§ Recorded information:
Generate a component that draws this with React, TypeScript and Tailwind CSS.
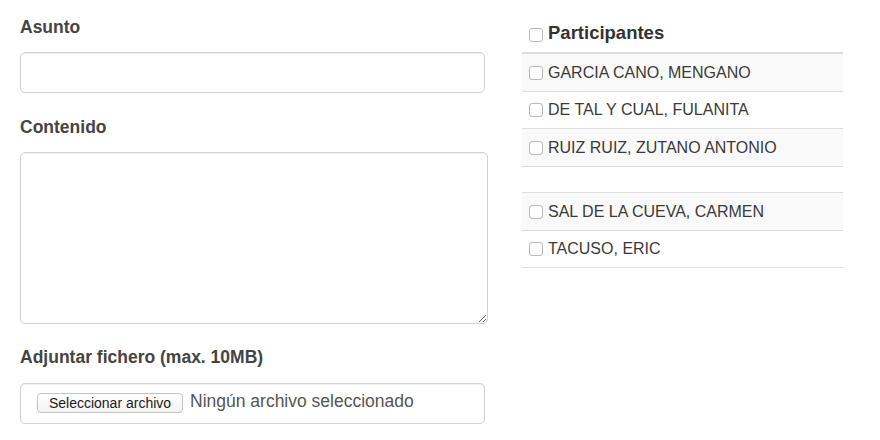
import React from "react";

const Check = ({ className = "" }: { className?: string }) => (
  <span
    className={`inline-block w-[14px] h-[14px] shrink-0 rounded-[3px] border border-[#b8b8b8] bg-white ${className}`}
  />
);

const rows: { name: string; h: string; stripe: boolean; top2?: boolean }[] = [
  { name: "GARCIA CANO, MENGANO", h: "h-[39px]", stripe: true, top2: true },
  { name: "DE TAL Y CUAL, FULANITA", h: "h-[37px]", stripe: false },
  { name: "RUIZ RUIZ, ZUTANO ANTONIO", h: "h-[38px]", stripe: true },
  { name: "", h: "h-[26px]", stripe: false },
  { name: "SAL DE LA CUEVA, CARMEN", h: "h-[38px]", stripe: true },
  { name: "TACUSO, ERIC", h: "h-[38px]", stripe: false },
];

export default function App() {
  return (
    <div
      className="w-[880px] h-[440px] bg-white flex text-[#333] overflow-hidden"
      style={{ fontFamily: '"Liberation Sans", Arial, sans-serif' }}
    >
      {/* Left column */}
      <div className="pl-[20px] w-[490px] flex flex-col">
        <div className="pt-[17px] text-[17.5px] leading-[20px] font-bold text-[#444]">Asunto</div>
        <input
          type="text"
          className="mt-[15px] w-[465px] h-[41px] rounded-[5px] border border-[#d2d2d2] shadow-[inset_0_1px_1px_rgba(0,0,0,0.06)] outline-none px-3"
        />
        <div className="mt-[24px] text-[17.5px] leading-[20px] font-bold text-[#444]">Contenido</div>
        <textarea
          className="mt-[15px] w-[468px] h-[172px] rounded-[5px] border border-[#d2d2d2] shadow-[inset_0_1px_1px_rgba(0,0,0,0.06)] outline-none px-3 py-2 resize"
        />
        <div className="mt-[23px] text-[17.5px] leading-[20px] font-bold text-[#444]">
          Adjuntar fichero (max. 10MB)
        </div>
        <div className="mt-[16px] w-[465px] h-[41px] rounded-[5px] border border-[#d2d2d2] shadow-[inset_0_1px_1px_rgba(0,0,0,0.06)] flex items-center pl-[16px]">
          <span className="-mt-[2px] h-[20px] w-[146px] rounded-[4px] border border-[#c4c4c4] bg-gradient-to-b from-white to-[#f3f3f3] flex items-center justify-center text-[14px] text-[#1a1a1a] leading-none">
            Seleccionar archivo
          </span>
          <span className="ml-[7px] -mt-[4px] text-[17.5px] text-[#555] leading-none">
            Ningún archivo seleccionado
          </span>
        </div>
      </div>

      {/* Right column */}
      <div className="ml-[32px] w-[321px] flex flex-col">
        <div className="h-[52px] flex items-start pl-[7px] pt-[22px]">
          <Check className="mt-[6px] mr-[5px]" />
          <span className="text-[18.5px] leading-[21px] font-bold text-[#333]">Participantes</span>
        </div>
        {rows.map((r, i) => (
          <div
            key={i}
            className={`${r.h} flex items-center pl-[7px] ${r.top2 ? "border-t-2" : "border-t"} border-[#dddddd] ${
              r.stripe ? "bg-[#f9f9f9]" : "bg-white"
            } ${i === rows.length - 1 ? "border-b" : ""}`}
          >
            {r.name && (
              <>
                <Check className="mr-[5px]" />
                <span className="text-[16px] leading-none text-[#3a3a3a]">{r.name}</span>
              </>
            )}
          </div>
        ))}
      </div>
    </div>
  );
}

§ Short problem: From the first line of the listing above, repeat every line through the one holding "import React from". Both ends count, and pictures stay out.

§ Answer to this problem:
Generate a component that draws this with React, TypeScript and Tailwind CSS.
import React from "react";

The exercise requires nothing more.